Of all the people who worked on Lady Gaga's "The Edge of Glory," only two are visible in the video: Gaga herself (wearing clothing from Gianni Versace's final collection), and the late saxophonist Clarence Clemons, who's hanging out on the steps of the building where the video was shot, playing his two broad, brassy solos.

It's entirely possible that a lot of Gaga's fans may not know who Clemons was, or what his presence on the song means — not just "there's an acoustic horn soloing in the middle of a song whose instrumentation is otherwise electronics," but the particular associations of this particular musician. (Clemons, who also played on a few other tracks on Born This Way, died June 18 after suffering a stroke a week earlier.)

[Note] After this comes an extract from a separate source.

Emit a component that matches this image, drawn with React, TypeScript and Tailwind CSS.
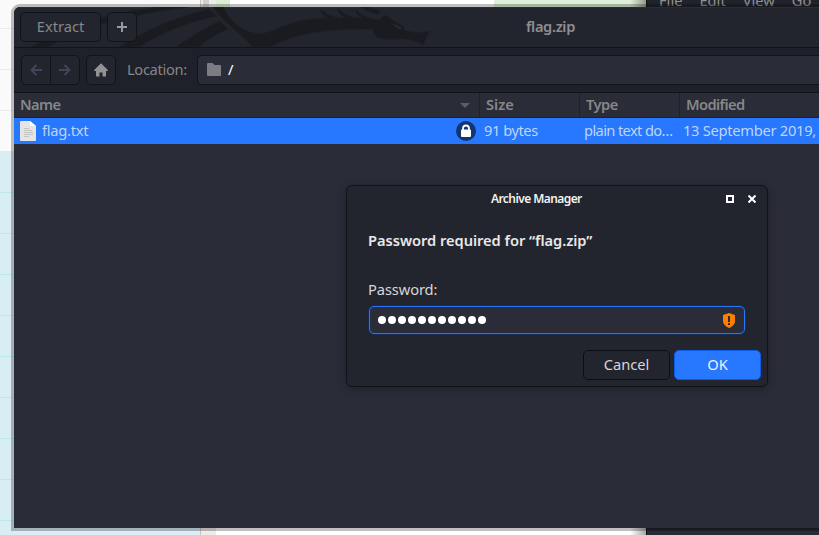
import type { ReactNode } from 'react';

const LINES = [28, 69, 110, 192, 233, 274, 315, 356, 397, 438, 479, 520];

function Backdrop() {
  return (
    <div className="absolute inset-0 flex">
      <div className="relative w-[200px] shrink-0 bg-[#d9edf5]">
        <div className="h-[151px] bg-[#fafafa]" />
        {LINES.map((y) => (
          <div
            key={y}
            className={`absolute left-0 h-px w-full ${y < 151 ? 'bg-[#ebebeb]' : 'bg-[#bce8ef]'}`}
            style={{ top: y }}
          />
        ))}
      </div>
      <div className="w-px bg-[#d0bfb9]" />
      <div className="w-[15px] bg-[#eeebe9]">
        <div className="ml-0.5 h-[7px] w-[6px] bg-[#cfcfcf]" />
      </div>
      <div className="relative w-[430px] bg-white">
        <div className="flex h-[7px] justify-between">
          <div className="w-[14px] bg-[#dcefd5]" />
          <div className="w-[152px] bg-[#dff0d8]" />
        </div>
        <div className="absolute right-0 top-0 h-full w-4 bg-linear-to-r from-transparent to-black/35" />
      </div>
      <div className="flex-1 overflow-hidden border-l border-[#101116] bg-[#20232a]">
        <div className="-mt-[10px] flex h-[540px] gap-[17px] pl-3 text-[14.67px] leading-5 text-[#909294]">
          <span>File</span>
          <span>Edit</span>
          <span>View</span>
          <span>Go</span>
        </div>
        <div className="h-[5px] bg-[#282a35]" />
      </div>
    </div>
  );
}

function Dragon() {
  return (
    <svg className="absolute left-0 top-0" width="440" height="40" viewBox="14 7 440 40" fill="#1a1b20">
      <g stroke="#1e2026" strokeWidth="1">
        <path d="M32 47C65 27 108 13 160 7H188C140 13 85 25 48 47Z" />
        <path d="M119 47C145 30 177 17 209 9L217 16C187 22 159 34 139 47Z" />
        <path d="M177 47C191 36 205 28 220 21L228 29C216 34 207 40 199 47Z" />
        <path d="M213 7H223C231 23 244 33.5 260 33.5C275 33.5 288 18 328 18C323 16 321 13 321 9C327 15 333 18 345 18C340 15 338 12 338 8C344 15 350 18 363 18C358 16 356 13 356 10C363 17 369 19 379 20L385 15C390 18 395 22 404 27V30C413 33 421 33 430 31C427 36 425 40 423 45C411 37 398 39 385 39C377 39 374 35 373 29C326 28 291 34 271 47H252C250 40 222 22 213 7Z" />
        <path d="M361 7C369 7 376 9 381 12L377 14C371 12 366 11 361 7Z" />
      </g>
      <path d="M391 24L399 29H403L397 25Z" fill="#282a31" />
    </svg>
  );
}

function HeaderCell({ className, children }: { className: string; children: ReactNode }) {
  return <div className={`flex items-center justify-between border-[#202229] font-semibold ${className}`}>{children}</div>;
}

function FileManager() {
  return (
    <div className="absolute left-[11px] top-1 h-[527px] w-[811px] rounded-tl-[9px] border-[3px] border-black/25 bg-clip-padding">
      <div className="flex h-full flex-col overflow-hidden rounded-tl-[6px] bg-[#2a2c37] text-[#858789]">
        <div className="relative flex h-[41px] shrink-0 items-center border-b border-[#121318] bg-[#23252e] shadow-[inset_0_1px_0_#2b2d35]">
          <Dragon />
          <div className="relative ml-1.5 flex h-[30px] w-[81px] items-center justify-center rounded-[5px] border border-[#121318] bg-[#23252e] pb-0.5">Extract</div>
          <div className="relative ml-1.5 flex h-[30px] w-[30px] items-center justify-center rounded-[5px] border border-[#121318] bg-[#23252e]">
            <svg width="10" height="10" viewBox="0 0 10 10" fill="#999a9c"><path d="M4 0h2v4h4v2H6v4H4V6H0V4h4z" /></svg>
          </div>
          <div className="ml-[389px] pb-0.5 font-semibold tracking-[-0.35px] text-[#8d8e90]">flag.zip</div>
        </div>
        <div className="flex h-[45px] shrink-0 items-center border-b border-[#121318] bg-[#1e2129]">
          <div className="ml-[7px] flex h-[30px] w-[59px] rounded-[5px] border border-[#121318] bg-[#23252e]">
            <div className="flex w-[29px] items-center justify-center border-r border-[#121318]">
              <svg width="12" height="12" viewBox="0 0 12 12" fill="none" stroke="#41445b" strokeWidth="2"><path d="M12 6H1.5M6.5 1 1.5 6l5 5" /></svg>
            </div>
            <div className="flex flex-1 items-center justify-center">
              <svg width="12" height="12" viewBox="0 0 12 12" fill="none" stroke="#41445b" strokeWidth="2"><path d="M0 6h10.5M5.5 1l5 5-5 5" /></svg>
            </div>
          </div>
          <div className="ml-1.5 flex h-[30px] w-[30px] items-center justify-center rounded-[5px] border border-[#121318] bg-[#23252e]">
            <svg width="14" height="14" viewBox="0 0 14 14" fill="#919294"><path d="M7 .3 13.8 7v1H12v5.5H8.5v-4h-3v4H2V8H.2V7z" /></svg>
          </div>
          <div className="ml-[11px] w-[70px] pb-0.5 tracking-[-0.33px]">Location:</div>
          <div className="flex h-[30px] flex-1 items-center rounded-l-[5px] border border-r-0 border-[#121318] bg-[#2a2c37] pl-[9px]">
            <svg width="15" height="14" viewBox="0 0 15 14" fill="#7c7d82"><path d="M1 0h4.5l2 2H13a1 1 0 0 1 1 1v10H1a1 1 0 0 1-1-1V1a1 1 0 0 1 1-1z" /></svg>
            <span className="ml-1.5 pb-0.5 text-white">/</span>
          </div>
        </div>
        <div className="flex h-[25px] shrink-0 border-b border-[#1d2028]">
          <HeaderCell className="w-[466px] border-r pl-1.5 pr-[9px] tracking-[-0.6px]">
            <span className="pb-0.5">Name</span>
            <svg width="10" height="5" viewBox="0 0 10 5" fill="#5c5e65"><path d="M0 0h10L5 5z" /></svg>
          </HeaderCell>
          <HeaderCell className="w-[100px] border-r pb-0.5 pl-1.5">Size</HeaderCell>
          <HeaderCell className="w-[100px] border-r pb-0.5 pl-1.5 tracking-[-0.5px]">Type</HeaderCell>
          <HeaderCell className="flex-1 pb-0.5 pl-1.5 tracking-[-0.6px]">Modified</HeaderCell>
        </div>
        <div className="flex h-[26px] shrink-0 items-center bg-[#2777ff] text-[#bfd4f8]">
          <div className="flex w-[470px] items-center pl-1.5">
            <svg width="16" height="20" viewBox="0 0 16 20">
              <path d="M1 0h9l6 5v14a1 1 0 0 1-1 1H1a1 1 0 0 1-1-1V1a1 1 0 0 1 1-1z" fill="#e5e5e5" />
              <path d="M10 0v4a1 1 0 0 0 1 1h5z" fill="#fff" />
              <path d="M4 7.5h5M4 9.5h8M4 11.5h9M4 13.5h9M4 15.5h5" stroke="#c4c4c4" />
            </svg>
            <span className="ml-1.5 flex-1 pb-0.5 tracking-[-0.25px]">flag.txt</span>
            <svg className="mr-2" width="20" height="20" viewBox="0 0 20 20">
              <circle cx="10" cy="10" r="10" fill="#14356f" />
              <path d="M7 9V7.5a3 3 0 0 1 6 0V9" fill="none" stroke="#fff" strokeWidth="1.8" />
              <rect x="5" y="8.5" width="10" height="7.5" rx="1" fill="#fff" />
            </svg>
          </div>
          <div className="w-[100px] pb-0.5 tracking-[-0.45px]">91 bytes</div>
          <div className="w-[99px] pb-0.5 tracking-[-0.62px]">plain text do…</div>
          <div className="pb-0.5 tracking-[-0.27px]">13 September 2019,</div>
        </div>
      </div>
    </div>
  );
}

function PasswordDialog() {
  return (
    <div className="absolute left-[346px] top-[185px] flex h-[202px] w-[422px] flex-col rounded-[6px] border border-[#121318] bg-[#23252e] text-[#d6d7d8] shadow-[0_2px_10px_rgba(0,0,0,0.3)]">
      <div className="flex h-[26px] items-center">
        <div className="ml-[144px] flex-1 text-[12px] font-semibold tracking-[-0.58px] text-[#f1f1f1]">Archive Manager</div>
        <svg width="8" height="8" viewBox="0 0 8 8" fill="none" stroke="#fff" strokeWidth="2"><path d="M1 1h6v6H1z" /></svg>
        <svg className="ml-3.5 mr-[11px]" width="8" height="8" viewBox="0 0 8 8" stroke="#fff" strokeWidth="2"><path d="M.5.5l7 7M7.5.5l-7 7" /></svg>
      </div>
      <div className="ml-[21px] mt-[18px] font-semibold leading-5 tracking-[-0.04px] text-[#e8e8e8]">Password required for “flag.zip”</div>
      <div className="ml-[21px] mt-[29px] leading-5 tracking-[-0.1px]">Password:</div>
      <div className="ml-[22px] mt-[7px] flex h-7 w-[376px] items-center justify-between rounded-[5px] border border-[#2777ff] bg-[#2a2c37] pl-2 pr-[9px] shadow-[0_0_0_1px_rgba(0,50,145,0.5)]">
        <div className="flex gap-[2px]">
          {Array.from({ length: 11 }, (_, i) => (
            <span key={i} className="h-2 w-2 rounded-full bg-white" />
          ))}
        </div>
        <svg width="12" height="15" viewBox="0 0 12 15">
          <path d="M6 0l6 2v6c0 3-2.5 5.5-6 7-3.5-1.5-6-4-6-7V2z" fill="#ff7f00" />
          <path d="M5 3h2v6H5zM5 10h2v2H5z" fill="#2a2c37" />
        </svg>
      </div>
      <div className="mr-1.5 mt-4 flex justify-end gap-1">
        <button className="h-[30px] w-[87px] rounded-[5px] border border-[#0d0e12] bg-[#23252e] pb-0.5">Cancel</button>
        <button className="h-[30px] w-[87px] rounded-[5px] border border-[#0b5cec] bg-[#2777ff] pb-0.5 text-[#edf1f8]">OK</button>
      </div>
    </div>
  );
}

export default function App() {
  return (
    <div className="relative h-[535px] w-[819px] overflow-hidden whitespace-nowrap font-['Noto_Sans',sans-serif] text-[14.67px] leading-5">
      <Backdrop />
      <FileManager />
      <PasswordDialog />
    </div>
  );
}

Over the past 40 years, Clemons played with a lot of people, but most famously with Bruce Springsteen and the E Street Band. If you've heard a saxophone on one of their records, you've heard Clemons' particular sound: Springsteen nicknamed him "The Big Man." His most enduring feature with the group is the solo in "Jungleland"—there are a lot of fan videos of notable Clemons solos in that song. "To me, the sax is rock 'n' roll, even though electric guitars kind of pushed it aside for a while," Clemons said in an interview back in 1985. "I've felt that way since I heard King Curtis, way back on Coasters records."

King Curtis was a significant influence on Clemons' sound, and he isn't a terribly well-remembered name these days, but that's him playing on the original version of the Coasters' "Yakety Yak"—the solo that inspired Boots Randolph's "Yakety Sax," a.k.a. the Benny Hill theme. In his time, he was one of the most prominent examples of the tradition of pop saxophonists as honkers, bar-walkers, crowd-pleasing wailers. Curtis had some hits under his own name, too: here's a live performance of "Soul Serenade," circa 1970.

Clemons, like Curtis, mostly built his niche as a sideman, charged with bringing hugeness and brightness to other people's records, strolling into the spotlight for a minute and then stepping away. (In the '70s and early '80s, he blew his horn on a wide array of projects, often with the E Street Band—see, for instance, Ronnie Spector's 1977 cover of Billy Joel's "Say Goodbye to Hollywood.") He turns up in all sorts of unexpected places, including the first lineup of Ringo Starr's All-Star Band, with whom he played and sang Gary U.S. Bonds' "Quarter to Three" on tour in 1989.

Almost uniquely for a musician in his position in the past few decades, though, Clemons also carved out a significant top-billed career for himself. His first solo album was 1983's Rescue, credited to Clarence Clemons and the Red Bank Rockers—one of the few examples of a band whose named member isn't its singer (that was J.T. Bowen, who tears it up on this live performance of "Rock 'n' Roll DJ"). Two years later, Clemons scored his one real hit single under his own name (mostly as a vocalist), a duet with Jackson Browne called "You're a Friend of Mine."

The writers behind "You're a Friend of Mine," Narada Michael Walden and Jeffrey Cohen, were also responsible for the biggest hit Clemons played on in 1985: Aretha Franklin's "Freeway of Love," on which he's a featured soloist.

(It's not surprising that King Curtis's band often backed up Franklin; here they are tearing it up on "Dr. Feelgood" in 1971, a few months before Curtis's death.)

Both "You're a Friend of Mine" and "Freeway of Love" sound very much like products of their era—particularly thanks to their synthesizer sound, which is dated just as much as the one on "The Edge of Glory," and has roughly the same effect of unabashed cheesiness. But "cheesy" is just another way of saying "deliberately unsubtle when subtlety is an option."

Deliberate unsubtlety, in fact, is exactly what Clarence Clemons specialized in. His playing was strutting, romantic, painted in big slashing strokes; it rarely held back when it could throw all its weight forward. That's the effect Lady Gaga's going for with every aspect of "The Edge of Glory," which is essentially a power ballad juiced up with a last-dance-of-the-night groove. Clemons' solos are the rock 'n' roll in the song, a living connection to a tradition that dance music has all but lost. Gaga got to celebrate his particular glory with him while he was still here.